News » Tacoma, Washington Passes Lowest Priority Initiative
November 11, 2011 by Aaron Turpen
Voters in Tacoma, Washington have overwhelmingly approved an initiative that directs the city to make adult marijuana possession offenses the lowest law enforcement priority. A 65% majority carried the day.
The initiative, called the Cannabis Reform Act for the City of Tacoma (I-1), directs Tacoma PD and prosecutors to make the “investigation, arrest and prosecution of cannabis (a/k/a ‘marijuana’) offenses the lowest enforcement priority, as this term may be defined in their policies and procedures manuals, for adult personal use.”
Medical marijuana activists were out in force to support the initiative, saying it would make it safer for patients to consume their medicine without fear of being “carded” or detained unnecessarily when they do so. The prosecutor’s office claims that marijuana possession offenses are already a low priority, so the initiative doesn’t really change much.
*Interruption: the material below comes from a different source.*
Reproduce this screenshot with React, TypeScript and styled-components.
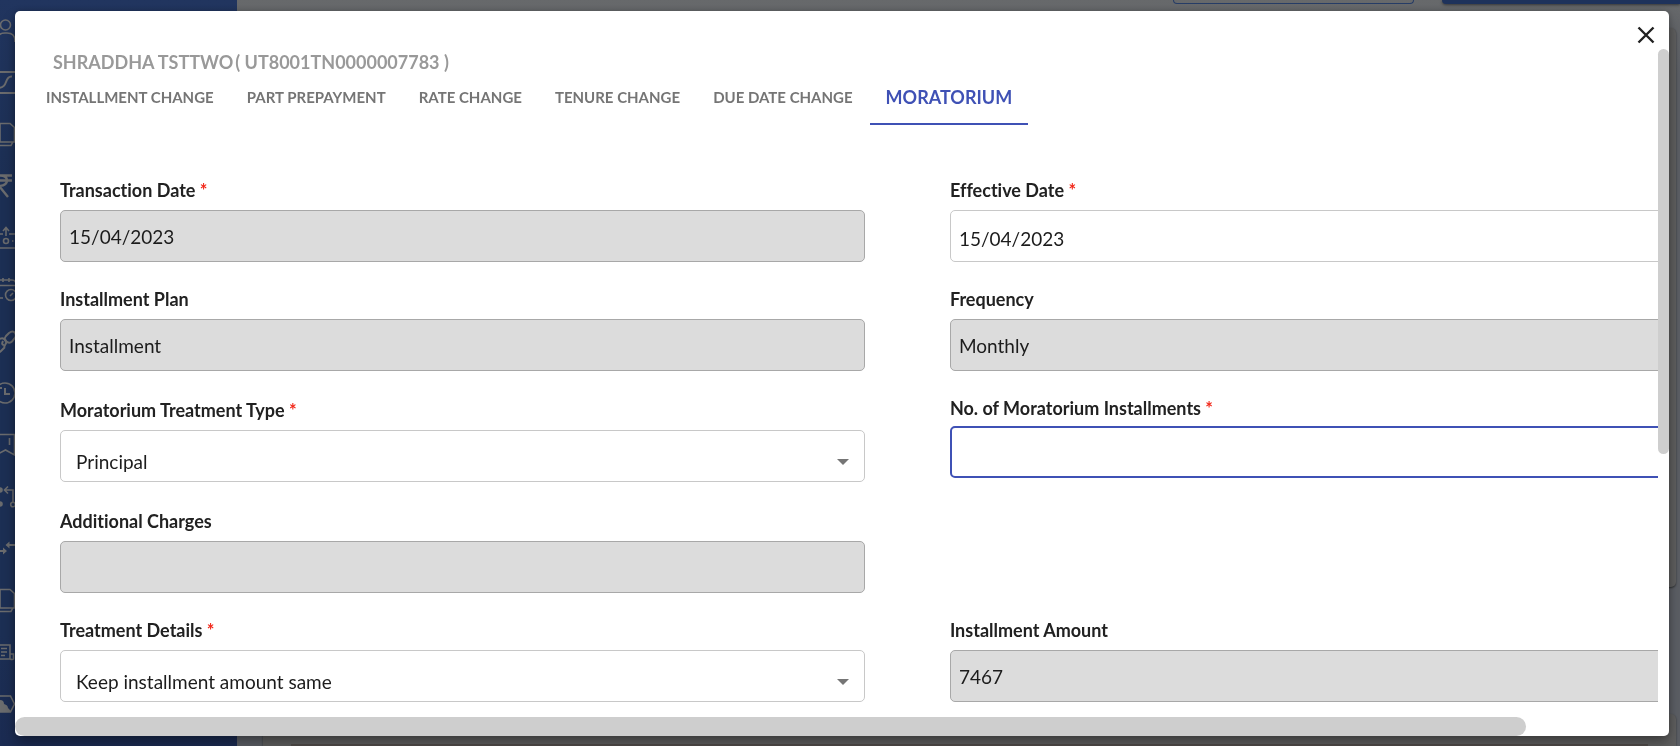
import React, { useState } from "react";
import styled, { createGlobalStyle, css } from "styled-components";

const GlobalStyle = createGlobalStyle`
  *, *::before, *::after { box-sizing: border-box; }
  html, body, #root { height: 100%; }
  body {
    margin: 0;
    overflow: hidden;
    font-family: Lato, "Liberation Sans", sans-serif;
    font-variant-ligatures: none;
    color: #212121;
  }
  button, input, select { font-family: inherit; font-variant-ligatures: inherit; }
`;

const Page = styled.div`
  display: flex;
  height: 100vh;
  overflow: hidden;
  background: #626569;
`;

const Sidebar = styled.nav`
  flex: 0 0 237px;
  display: flex;
  flex-direction: column;
  padding-top: 4px;
  background: linear-gradient(#21355f, #1c2f54 25%, #1c2f54 85%, #1b2b52);
`;

const NavLink = styled.a`
  display: block;
  height: 52px;
  color: #6b6c6e;
  svg { display: block; }
`;

const Background = styled.div`
  flex: 1;
  min-width: 0;
  display: flex;
  flex-direction: column;
  background: linear-gradient(#67696b, #5c5f65 10%, #5c5f65);
`;

const ActionBar = styled.div`
  display: flex;
  justify-content: flex-end;
  gap: 28px;
  height: 28px;
`;

const OutlineAction = styled.button`
  width: 241px;
  height: 4px;
  padding: 0;
  border: 1px solid #263c66;
  border-top: 0;
  border-radius: 0 0 4px 4px;
  background: transparent;
`;

const SolidAction = styled.button`
  width: 238px;
  height: 4px;
  padding: 0;
  border: 0;
  border-radius: 0 0 0 4px;
  background: #1e325b;
  box-shadow: 0 1px 3px rgba(0, 0, 0, 0.5);
`;

const Card = styled.div`
  height: 559px;
  margin: 0 4px 0 26px;
  border-radius: 5px;
  background: #5f5f5f;
  box-shadow: 0 1px 2px rgba(0, 0, 0, 0.5);
`;

const LowerCard = styled(Card)`
  height: auto;
  flex: 1;
  margin-top: 127px;
  padding: 30px 28px 0;
  border-radius: 5px 5px 0 0;
  div { height: 100%; background: #514c4a; }
`;

const Dialog = styled.section`
  position: fixed;
  inset: 11px 11px 10px 15px;
  display: grid;
  grid-template: 38px minmax(0, 1fr) 19px / minmax(0, 1fr) 11px;
  border-radius: 5px;
  overflow: hidden;
  background: #fff;
`;

const DialogShadow = styled.div`
  position: fixed;
  inset: 11px 11px 10px 15px;
  border-radius: 5px;
  box-shadow: 0 8px 14px rgba(0, 0, 0, 0.3), 0 0 6px rgba(0, 0, 0, 0.2);
`;

const CloseRow = styled.div`
  grid-column: 1 / -1;
  display: flex;
  justify-content: flex-end;
  align-items: flex-start;
  padding: 13px 12px 0 0;
`;

const CloseButton = styled.button`
  display: flex;
  padding: 0;
  border: 0;
  background: none;
  color: #212121;
  cursor: pointer;
`;

const Viewport = styled.div`
  overflow: hidden;
`;

const Content = styled.div`
  width: 109%;
`;

const Customer = styled.h1`
  display: flex;
  gap: 2px;
  margin: 0 0 0 38px;
  padding-top: 1px;
  font-size: 18px;
  line-height: 24px;
  font-weight: 700;
  color: #999;
`;

const Tabs = styled.div`
  display: flex;
  gap: 1px;
  margin-left: 15px;
`;

const Tab = styled.button<{ $active?: boolean }>`
  height: 51px;
  padding: 0 16px 3px;
  border: 0;
  border-bottom: 2px solid ${(p) => (p.$active ? "#3f51b5" : "transparent")};
  background: none;
  white-space: nowrap;
  font-size: ${(p) => (p.$active ? 18 : 15)}px;
  font-weight: 700;
  line-height: 24px;
  color: ${(p) => (p.$active ? "#3f51b5" : "#757575")};
  cursor: pointer;
`;

const Form = styled.form`
  display: grid;
  grid-template-columns: 1fr 1fr;
  column-gap: 85px;
  row-gap: 25px;
  padding: 53px 51px 0 45px;
`;

const Field = styled.div<{ $lowered?: boolean; $tight?: boolean; $first?: boolean }>`
  display: flex;
  flex-direction: column;
  gap: ${(p) => (p.$tight ? 6 : 8)}px;
  padding: ${(p) => (p.$lowered ? 2 : 0)}px 0;
  ${(p) => p.$first && css`grid-column: 1;`}
`;

const Label = styled.label`
  font-size: 18px;
  line-height: 24px;
  font-weight: 700;
`;

const Required = styled.span`
  color: #f2281a;
`;

const control = css`
  width: 100%;
  height: 52px;
  margin: 0;
  border: 1px solid #c8c8c8;
  border-radius: 5px;
  outline: 0;
  background: #fff;
  color: #1c1c1c;
  font-size: 19px;
  line-height: 24px;
`;

const Input = styled.input<{ $focused?: boolean }>`
  ${control}
  padding: ${(p) => (p.disabled ? "0 8px" : "5px 8px 0")};
  ${(p) => p.disabled && css`background: #dcdcdc; border-color: #a8a8a8; opacity: 1;`}
  ${(p) => p.$focused && css`border: 2px solid #3f51b5;`}
`;

const SelectBox = styled.div`
  display: grid;
  align-items: center;
  > * { grid-area: 1 / 1; }
  svg { justify-self: end; margin: 12px 16px 0 0; pointer-events: none; }
`;

const Select = styled.select`
  ${control}
  appearance: none;
  padding: 12px 40px 0 15px;
`;

const VerticalTrack = styled.div`
  display: flex;
`;

const VerticalThumb = styled.div`
  width: 100%;
  height: calc(100% * 20 / 33);
  border-radius: 6px;
  background: #cecece;
`;

const HorizontalTrack = styled.div`
  grid-column: 1 / -1;
`;

const HorizontalThumb = styled.div`
  width: calc(92% - 11px);
  height: 100%;
  border-radius: 10px;
  background: #cecece;
`;

type NavItem = { name: string; icon: React.ReactNode };

const documents = <path d="M0 15.500h10l4.500 4V34H0M0 37.500h11l1.500-3M0 15V34" />;

const navItems: NavItem[] = [
  {
    name: "Customers",
    icon: (
      <>
        <circle cx="5.500" cy="21" r="5" />
        <path d="M-3 38v-1q0-8 8-8h2q8 0 8 8v1" />
      </>
    ),
  },
  {
    name: "Analytics",
    icon: <path strokeWidth="2" d="M-4 16h22M-4 37h22M-2 32q6 0 8-6t6-5.500" />,
  },
  { name: "Documents", icon: documents },
  {
    name: "Payments",
    icon: <path strokeWidth="2.400" d="M-2 15.500H12M-2 20.500H12M0 15.500q7 0 7 5t-8 5.500L8 37" />,
  },
  {
    name: "Disbursal",
    icon: (
      <>
        <path d="M6 24v-8M3 19l3-3.500 3 3.500M-2 22H3M9 22h7M-2 36h18" />
        <circle cx="6" cy="29" r="2.500" />
        <path d="M12 29h1.500" />
      </>
    ),
  },
  {
    name: "Schedules",
    icon: (
      <>
        <path d="M-2 16h14q4 0 4 5M3 14v4M9 14v4M-2 21.500H16M-2 34H3" />
        <circle cx="11" cy="31" r="5.500" />
        <path d="M10 32l3-3" />
      </>
    ),
  },
  {
    name: "Links",
    icon: (
      <g strokeWidth="2">
        <path d="M7 26q-4-2-1-6l3-3q4-3 6 0 2 3-1 6l-2 2.500q-2 2-5 .5" />
        <path d="M-2 24q4-3 6-1 4 2 1 6l-1 2M3 25q-2 4 1 4M5 31l-4 4q-2 2-4 1" />
      </g>
    ),
  },
  {
    name: "History",
    icon: (
      <>
        <circle cx="5" cy="25" r="10" />
        <path strokeWidth="2" d="M5 20v6h5M-1 20h3" />
      </>
    ),
  },
  {
    name: "Bookmarks",
    icon: <path d="M-2 14.500H14.500V35L5.500 30 -2 34M9.500 18v7" />,
  },
  {
    name: "Workflow",
    icon: (
      <>
        <path d="M13 30V18H5M8 14.500L4.500 18 8 21.500" />
        <circle cx="13" cy="32.500" r="2.300" />
        <circle cx="0" cy="18" r="2" fill="currentColor" />
        <circle cx="0" cy="32" r="2" fill="currentColor" />
      </>
    ),
  },
  {
    name: "Transfers",
    icon: (
      <>
        <path strokeWidth="1.800" d="M16 21H7M-2 27H6" />
        <path fill="currentColor" stroke="none" d="M5.500 21l4-3.500v7zM7 27l-4-3.500v7z" />
      </>
    ),
  },
  { name: "Files", icon: <g transform="translate(0 -2)">{documents}</g> },
  {
    name: "Statements",
    icon: <path d="M-2 17H10V31H-2M10 26h3.500v5q-1 1-3.500 0M1 20.500h6M1 24h6M1 27.500h4" />,
  },
  {
    name: "Settings",
    icon: (
      <>
        <path d="M-2 16H10.500L14.500 24 10.500 32H-2" />
        <path d="M0 20q4 0 4 4 4 1 4 4 2 2 3 3l-1 1H-2V20z" fill="currentColor" stroke="none" />
      </>
    ),
  },
];

const tabs = [
  "INSTALLMENT CHANGE",
  "PART PREPAYMENT",
  "RATE CHANGE",
  "TENURE CHANGE",
  "DUE DATE CHANGE",
  "MORATORIUM",
];

function FieldLabel({ id, text, required }: { id: string; text: string; required?: boolean }) {
  return (
    <Label htmlFor={id}>
      {text}
      {required && <Required> *</Required>}
    </Label>
  );
}

function SelectField({ id, options }: { id: string; options: string[] }) {
  return (
    <SelectBox>
      <Select id={id} defaultValue={options[0]}>
        {options.map((o) => (
          <option key={o}>{o}</option>
        ))}
      </Select>
      <svg width="12" height="6" viewBox="0 0 12 6" aria-hidden="true">
        <path d="M0 0h12L6 6z" fill="#757575" />
      </svg>
    </SelectBox>
  );
}

export default function App() {
  const [active, setActive] = useState("MORATORIUM");
  return (
    <>
      <GlobalStyle />
      <Page>
        <Sidebar>
          {navItems.map((item) => (
            <NavLink key={item.name} href="#" aria-label={item.name}>
              <svg width="16" height="52" viewBox="0 0 16 52" fill="none" stroke="currentColor" strokeWidth="1.600">
                {item.icon}
              </svg>
            </NavLink>
          ))}
        </Sidebar>
        <Background>
          <ActionBar>
            <OutlineAction type="button" aria-label="Cancel" />
            <SolidAction type="button" aria-label="Save" />
          </ActionBar>
          <Card />
          <LowerCard><div /></LowerCard>
        </Background>
      </Page>
      <DialogShadow />
      <Dialog role="dialog" aria-modal="true" aria-labelledby="customer">
        <CloseRow>
          <CloseButton type="button" aria-label="Close">
            <svg width="22" height="22" viewBox="0 0 22 22" stroke="currentColor" strokeWidth="2.400">
              <path d="M3.500 3.500l15 15M18.500 3.500l-15 15" />
            </svg>
          </CloseButton>
        </CloseRow>
        <Viewport>
          <Content>
            <Customer id="customer">
              <span>SHRADDHA TSTTWO</span>
              <span>( UT8001TN0000007783 )</span>
            </Customer>
            <Tabs role="tablist">
              {tabs.map((t) => (
                <Tab key={t} type="button" role="tab" aria-selected={t === active} $active={t === active} onClick={() => setActive(t)}>
                  {t}
                </Tab>
              ))}
            </Tabs>
            <Form>
              <Field>
                <FieldLabel id="txn" text="Transaction Date" required />
                <Input id="txn" defaultValue="15/04/2023" disabled />
              </Field>
              <Field>
                <FieldLabel id="eff" text="Effective Date" required />
                <Input id="eff" defaultValue="15/04/2023" />
              </Field>
              <Field>
                <FieldLabel id="plan" text="Installment Plan" />
                <Input id="plan" defaultValue="Installment" disabled />
              </Field>
              <Field>
                <FieldLabel id="freq" text="Frequency" />
                <Input id="freq" defaultValue="Monthly" disabled />
              </Field>
              <Field $lowered>
                <FieldLabel id="type" text="Moratorium Treatment Type" required />
                <SelectField id="type" options={["Principal"]} />
              </Field>
              <Field $tight>
                <FieldLabel id="count" text="No. of Moratorium Installments" required />
                <Input id="count" $focused />
              </Field>
              <Field $first>
                <FieldLabel id="charges" text="Additional Charges" />
                <Input id="charges" disabled />
              </Field>
              <Field $first>
                <FieldLabel id="details" text="Treatment Details" required />
                <SelectField id="details" options={["Keep installment amount same"]} />
              </Field>
              <Field>
                <FieldLabel id="amount" text="Installment Amount" />
                <Input id="amount" defaultValue="7467" disabled />
              </Field>
            </Form>
          </Content>
        </Viewport>
        <VerticalTrack>
          <VerticalThumb />
        </VerticalTrack>
        <HorizontalTrack>
          <HorizontalThumb />
        </HorizontalTrack>
      </Dialog>
    </>
  );
}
I-3′s passage puts Tacoma on par with its close neighbor, Seattle, which passed a similar initiative in 2003. In that city, prosecutions went from hundreds annually to barely dozens. In the past few months, only one prosecution has taken place, in fact.
In Tacoma, despite the prosecutor’s claim, 463 reported marijuana possession cases were brought up last year. “If that’s low priority,” says marijuana activist JP Diggins in Tacoma, “I’d hate to see high priority.”